Supplied information:
## start

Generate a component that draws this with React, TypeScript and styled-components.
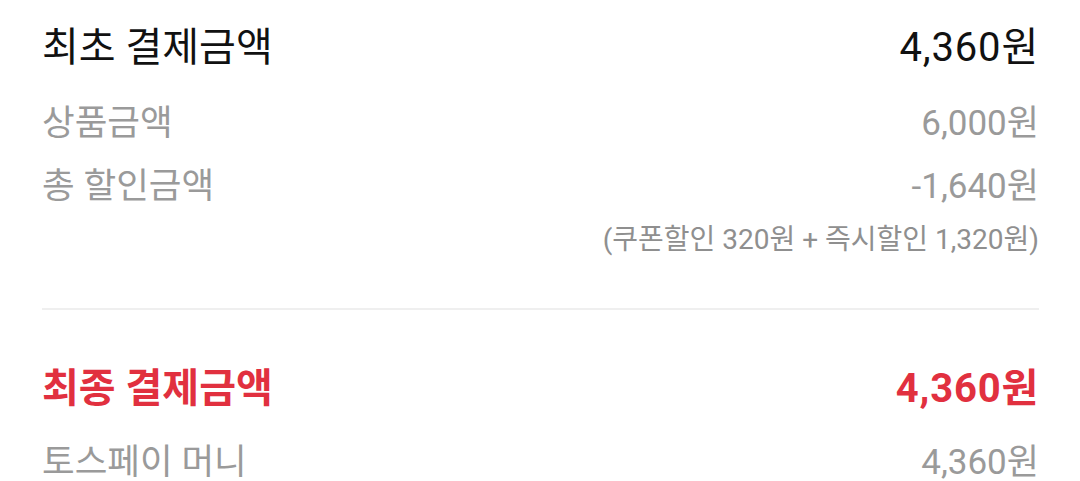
import styled, { createGlobalStyle } from 'styled-components';

const GlobalStyle = createGlobalStyle`
  html, body {
    margin: 0;
    padding: 0;
    background: #ffffff;
  }
  body {
    font-family: Roboto, "Noto Sans CJK KR", sans-serif;
  }
`;

const Page = styled.div`
  width: 1080px;
  height: 481px;
  overflow: hidden;
  padding: 16px 41px 0 42px;
  box-sizing: border-box;
  background: #ffffff;
`;

const Section = styled.section`
  display: flex;
  flex-direction: column;
`;

const Row = styled.div<{ $gap?: number; $height?: number }>`
  display: flex;
  justify-content: space-between;
  align-items: center;
  height: ${({ $height }) => $height ?? 50}px;
  margin-top: ${({ $gap }) => $gap ?? 0}px;
`;

const Label = styled.span<{ $tone: 'title' | 'muted' | 'accent' }>`
  font-size: ${({ $tone }) => ($tone === 'muted' ? 35.5 : 40)}px;
  font-weight: ${({ $tone }) => ($tone === 'accent' ? 700 : 400)};
  color: ${({ $tone }) =>
    $tone === 'title' ? '#111111' : $tone === 'accent' ? '#e1303f' : '#9a9a9a'};
  white-space: nowrap;
`;

const Amount = styled(Label)`
  font-size: ${({ $tone }) => ($tone === 'muted' ? 35 : 40)}px;
  letter-spacing: ${({ $tone }) => ($tone === 'muted' ? 0 : 0.8)}px;
`;

const Note = styled.div`
  display: flex;
  justify-content: flex-end;
  align-items: center;
  height: 36px;
  margin-top: 12px;
  font-size: 28px;
  color: #8f8f8f;
  white-space: nowrap;
`;

const Divider = styled.hr`
  border: none;
  height: 2px;
  background: #efefef;
  margin: 53px 0 0 0;
`;

const App = () => {
  const details = [
    { label: '상품금액', amount: '6,000원' },
    { label: '총 할인금액', amount: '-1,640원' }
  ];

  return (
    <>
      <GlobalStyle />
      <Page>
        <Section>
          <Row $height={56}>
            <Label $tone="title">최초 결제금액</Label>
            <Amount $tone="title">4,360원</Amount>
          </Row>
          {details.map((item, index) => (
            <Row key={item.label} $gap={index === 0 ? 22 : 13}>
              <Label $tone="muted">{item.label}</Label>
              <Amount $tone="muted">{item.amount}</Amount>
            </Row>
          ))}
          <Note>(쿠폰할인 320원 + 즉시할인 1,320원)</Note>
        </Section>
        <Divider />
        <Section>
          <Row $height={56} $gap={47}>
            <Label $tone="accent">최종 결제금액</Label>
            <Amount $tone="accent">4,360원</Amount>
          </Row>
          <Row $gap={20}>
            <Label $tone="muted">토스페이 머니</Label>
            <Amount $tone="muted">4,360원</Amount>
          </Row>
        </Section>
      </Page>
    </>
  );
};

export default App;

## end

Exercise objective:
Exclude the images and reproduce the remaining data exactly.

Task output:
Generate a component that draws this with React, TypeScript and styled-components.
import styled, { createGlobalStyle } from 'styled-components';

const GlobalStyle = createGlobalStyle`
  html, body {
    margin: 0;
    padding: 0;
    background: #ffffff;
  }
  body {
    font-family: Roboto, "Noto Sans CJK KR", sans-serif;
  }
`;

const Page = styled.div`
  width: 1080px;
  height: 481px;
  overflow: hidden;
  padding: 16px 41px 0 42px;
  box-sizing: border-box;
  background: #ffffff;
`;

const Section = styled.section`
  display: flex;
  flex-direction: column;
`;

const Row = styled.div<{ $gap?: number; $height?: number }>`
  display: flex;
  justify-content: space-between;
  align-items: center;
  height: ${({ $height }) => $height ?? 50}px;
  margin-top: ${({ $gap }) => $gap ?? 0}px;
`;

const Label = styled.span<{ $tone: 'title' | 'muted' | 'accent' }>`
  font-size: ${({ $tone }) => ($tone === 'muted' ? 35.5 : 40)}px;
  font-weight: ${({ $tone }) => ($tone === 'accent' ? 700 : 400)};
  color: ${({ $tone }) =>
    $tone === 'title' ? '#111111' : $tone === 'accent' ? '#e1303f' : '#9a9a9a'};
  white-space: nowrap;
`;

const Amount = styled(Label)`
  font-size: ${({ $tone }) => ($tone === 'muted' ? 35 : 40)}px;
  letter-spacing: ${({ $tone }) => ($tone === 'muted' ? 0 : 0.8)}px;
`;

const Note = styled.div`
  display: flex;
  justify-content: flex-end;
  align-items: center;
  height: 36px;
  margin-top: 12px;
  font-size: 28px;
  color: #8f8f8f;
  white-space: nowrap;
`;

const Divider = styled.hr`
  border: none;
  height: 2px;
  background: #efefef;
  margin: 53px 0 0 0;
`;

const App = () => {
  const details = [
    { label: '상품금액', amount: '6,000원' },
    { label: '총 할인금액', amount: '-1,640원' }
  ];

  return (
    <>
      <GlobalStyle />
      <Page>
        <Section>
          <Row $height={56}>
            <Label $tone="title">최초 결제금액</Label>
            <Amount $tone="title">4,360원</Amount>
          </Row>
          {details.map((item, index) => (
            <Row key={item.label} $gap={index === 0 ? 22 : 13}>
              <Label $tone="muted">{item.label}</Label>
              <Amount $tone="muted">{item.amount}</Amount>
            </Row>
          ))}
          <Note>(쿠폰할인 320원 + 즉시할인 1,320원)</Note>
        </Section>
        <Divider />
        <Section>
          <Row $height={56} $gap={47}>
            <Label $tone="accent">최종 결제금액</Label>
            <Amount $tone="accent">4,360원</Amount>
          </Row>
          <Row $gap={20}>
            <Label $tone="muted">토스페이 머니</Label>
            <Amount $tone="muted">4,360원</Amount>
          </Row>
        </Section>
      </Page>
    </>
  );
};

export default App;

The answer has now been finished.